- Smoking kills 6 million a year and is the leading cause of ill health
- Vaping healthier than cigarettes due to not having other chemicals inside
- Tobacco smokers may be able to prevent artery cell damage by vaping
- Marcus Munafo is a professor of psychology at University of Bristol
Tobacco still kills six million people around the world every year.
Despite huge public health efforts to help people quit and prevent young people starting, smoking remains the single greatest cause of ill health and premature death.
And even with restrictions on tobacco advertising and smoking in public places, many young people continue to take up smoking.

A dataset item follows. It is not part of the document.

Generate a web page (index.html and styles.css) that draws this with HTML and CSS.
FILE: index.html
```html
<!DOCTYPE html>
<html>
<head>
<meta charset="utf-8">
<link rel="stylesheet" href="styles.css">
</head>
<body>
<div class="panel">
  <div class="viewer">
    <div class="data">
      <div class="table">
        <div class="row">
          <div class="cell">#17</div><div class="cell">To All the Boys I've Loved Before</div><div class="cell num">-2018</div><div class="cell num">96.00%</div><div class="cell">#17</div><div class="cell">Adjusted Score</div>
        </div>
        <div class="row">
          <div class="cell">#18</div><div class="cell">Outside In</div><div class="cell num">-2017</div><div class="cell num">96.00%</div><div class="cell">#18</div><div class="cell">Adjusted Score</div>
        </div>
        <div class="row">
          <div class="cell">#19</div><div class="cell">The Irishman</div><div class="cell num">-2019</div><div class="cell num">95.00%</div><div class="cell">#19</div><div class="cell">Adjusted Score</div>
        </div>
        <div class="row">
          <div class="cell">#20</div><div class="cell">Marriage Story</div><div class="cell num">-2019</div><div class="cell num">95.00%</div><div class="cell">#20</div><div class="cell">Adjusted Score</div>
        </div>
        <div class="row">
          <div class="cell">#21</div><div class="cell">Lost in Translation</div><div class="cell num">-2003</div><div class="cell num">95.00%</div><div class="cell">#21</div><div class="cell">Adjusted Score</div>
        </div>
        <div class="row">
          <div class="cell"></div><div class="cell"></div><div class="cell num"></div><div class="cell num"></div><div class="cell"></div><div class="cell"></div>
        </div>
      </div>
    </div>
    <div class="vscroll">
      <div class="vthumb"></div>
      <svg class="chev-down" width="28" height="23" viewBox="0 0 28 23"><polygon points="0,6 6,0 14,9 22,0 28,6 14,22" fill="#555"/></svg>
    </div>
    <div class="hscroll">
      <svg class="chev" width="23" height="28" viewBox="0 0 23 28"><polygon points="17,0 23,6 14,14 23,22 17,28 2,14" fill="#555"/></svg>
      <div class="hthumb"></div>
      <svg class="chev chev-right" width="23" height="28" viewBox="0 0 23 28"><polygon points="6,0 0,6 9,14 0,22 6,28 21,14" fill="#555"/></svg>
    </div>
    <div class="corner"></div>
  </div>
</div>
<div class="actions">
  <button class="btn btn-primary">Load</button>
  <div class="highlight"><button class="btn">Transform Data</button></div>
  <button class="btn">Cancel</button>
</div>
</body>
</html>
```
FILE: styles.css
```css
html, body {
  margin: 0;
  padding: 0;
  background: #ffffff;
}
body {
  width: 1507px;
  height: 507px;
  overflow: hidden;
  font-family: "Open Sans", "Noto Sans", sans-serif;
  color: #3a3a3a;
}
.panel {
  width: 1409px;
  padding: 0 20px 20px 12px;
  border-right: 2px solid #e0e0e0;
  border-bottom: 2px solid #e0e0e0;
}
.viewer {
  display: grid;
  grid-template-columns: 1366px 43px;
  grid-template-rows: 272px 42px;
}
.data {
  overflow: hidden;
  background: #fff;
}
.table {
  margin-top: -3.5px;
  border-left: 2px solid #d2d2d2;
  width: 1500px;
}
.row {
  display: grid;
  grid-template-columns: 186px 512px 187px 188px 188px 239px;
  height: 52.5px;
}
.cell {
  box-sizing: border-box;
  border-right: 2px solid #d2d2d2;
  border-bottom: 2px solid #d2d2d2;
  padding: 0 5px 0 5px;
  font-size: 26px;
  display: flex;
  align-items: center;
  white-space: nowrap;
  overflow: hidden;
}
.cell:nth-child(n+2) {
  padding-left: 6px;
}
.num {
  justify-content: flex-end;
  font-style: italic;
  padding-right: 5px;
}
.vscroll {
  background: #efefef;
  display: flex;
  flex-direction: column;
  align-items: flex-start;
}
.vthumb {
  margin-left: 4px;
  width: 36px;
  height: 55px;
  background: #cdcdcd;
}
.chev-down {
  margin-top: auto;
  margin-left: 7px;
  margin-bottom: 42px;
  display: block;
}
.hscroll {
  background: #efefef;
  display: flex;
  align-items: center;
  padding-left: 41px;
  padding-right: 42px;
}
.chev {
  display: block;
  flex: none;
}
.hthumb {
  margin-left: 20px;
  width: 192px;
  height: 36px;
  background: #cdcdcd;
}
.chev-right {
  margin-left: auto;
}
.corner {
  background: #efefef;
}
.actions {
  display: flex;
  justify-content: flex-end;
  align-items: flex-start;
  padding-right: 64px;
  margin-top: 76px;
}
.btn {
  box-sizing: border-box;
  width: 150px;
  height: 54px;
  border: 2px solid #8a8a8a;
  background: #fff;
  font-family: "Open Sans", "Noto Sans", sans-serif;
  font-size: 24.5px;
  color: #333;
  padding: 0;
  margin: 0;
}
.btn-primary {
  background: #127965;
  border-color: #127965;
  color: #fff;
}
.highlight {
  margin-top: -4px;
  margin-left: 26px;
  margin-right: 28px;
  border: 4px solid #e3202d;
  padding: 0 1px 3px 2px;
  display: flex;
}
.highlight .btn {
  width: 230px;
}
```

The situation is even worse in poorer countries, where support to stop smoking is limited, and tobacco control policies weaker.
So in light of this, how should we view the increasing popularity of electronic cigarettes?
The gadgets deliver a nicotine hit by heating a nicotine-containing propylene glycol (e-liquid) to create an aerosol (usually called ‘vapour’), which is inhaled.
Put simply, they deliver nicotine almost as effectively as a conventional cigarette, but without the vast majority of other chemicals present in tobacco smoke (either from the tobacco itself, or as a result of the burning process).
THE CULTURE OF ‘VAPING’
A whole culture is emerging around ‘vaping’.
Many devices offer a range of power settings, and a vast array of e-liquids is on offer, with varying nicotine contents and flavours.
Enthusiasts often apply modifications to their devices, and engage in ‘cloud chasing’ – competing to produce the largest and most interesting clouds of vapour.
And yes, young people are experimenting with e-cigarettes (in the same way that they have always experimented with pretty much everything), although at the moment there is no strong evidence this is leading to subsequent cigarette use, or even long-term e-cigarette use.
The rapid growth in use of e-cigarettes, especially among smokers trying to cut down or quit, has taken the public health community and the tobacco industry by surprise.
Both are struggling to catch up.
Health professionals are hurrying to carry out research to develop evidence-based guidelines and policies.
Meanwhile, the tobacco industry is buying up e-cigarette companies and introducing its own products onto the market.
SHOULD WE BE CONCERNED?
So how concerned should we be about this emerging and disruptive technology?
Should we encourage existing smokers to use e-cigarettes to help them stop smoking, even if this means they continue using nicotine long-term?
In the United Kingdom there is some consensus that smokers should be encouraged to use e-cigarettes if they feel they might help, and the National Centre for Smoking Cessation and Training is supportive of their use.
Part of the reason many vapers feel so passionately about the subject (and react strongly when they feel that vaping is being unfairly attacked) is that for the first time, through the use of e-cigarettes, they have felt able to take control of their nicotine habit, stop smoking, and reassert some control over their health, without being medicalised in the process.
But a problem remains in the lack of information on the possible harm of e-cigarettes.
This is unlikely to change any time soon, since the health effects of tobacco use can take several decades to emerge, and it’s probable the same will be true for e-cigarettes.
Nothing is entirely risk-free, but the vastly reduced number of chemicals present in e-cigarette vapour compared to tobacco smoke means we can be confident that vaping will be much, much less harmful than smoking.
As part of the investigation into the effects of e-cigarettes, we investigated how the cells found in the arteries of the heart, known as human coronary artery endothelial cells, responded when they were exposed to both e-cigarette vapour and conventional cigarette smoke.
We found the cells showed a clear stress response from the cigarette smoke, but not from the electronic cigarette.
This suggests tobacco smokers may be able to reduce immediate tobacco-related harm by switching from conventional cigarettes to e-cigarettes.
Many people find it difficult to function without their first caffeine hit of the day.
But no one is seriously calling for coffee shops to be dismantled or regulated.
Nicotine is addictive, but much less so on its own than in tobacco, where other chemicals enhance its effect.
At the doses consumed by vapers the harm is likely to be very low (although we need to continue to research this), and many vapers actually gradually move to zero nicotine content e-liquids, even while continuing to vape.
Of course, we may end up with a large population of long-term nicotine users who use e-cigarettes to deliver nicotine rather than cigarettes, but all of the evidence at the moment suggests that this population will almost entirely comprise ex-smokers.
This would produce a vast public health gain.
We must be careful not to restrict smokers’ access to e-cigarettes, or over-state the potential harm of their use, if this will put people off making the transition from smoking to vaping.
To do so would deny us one of the greatest public health improving opportunities of the last 50 years.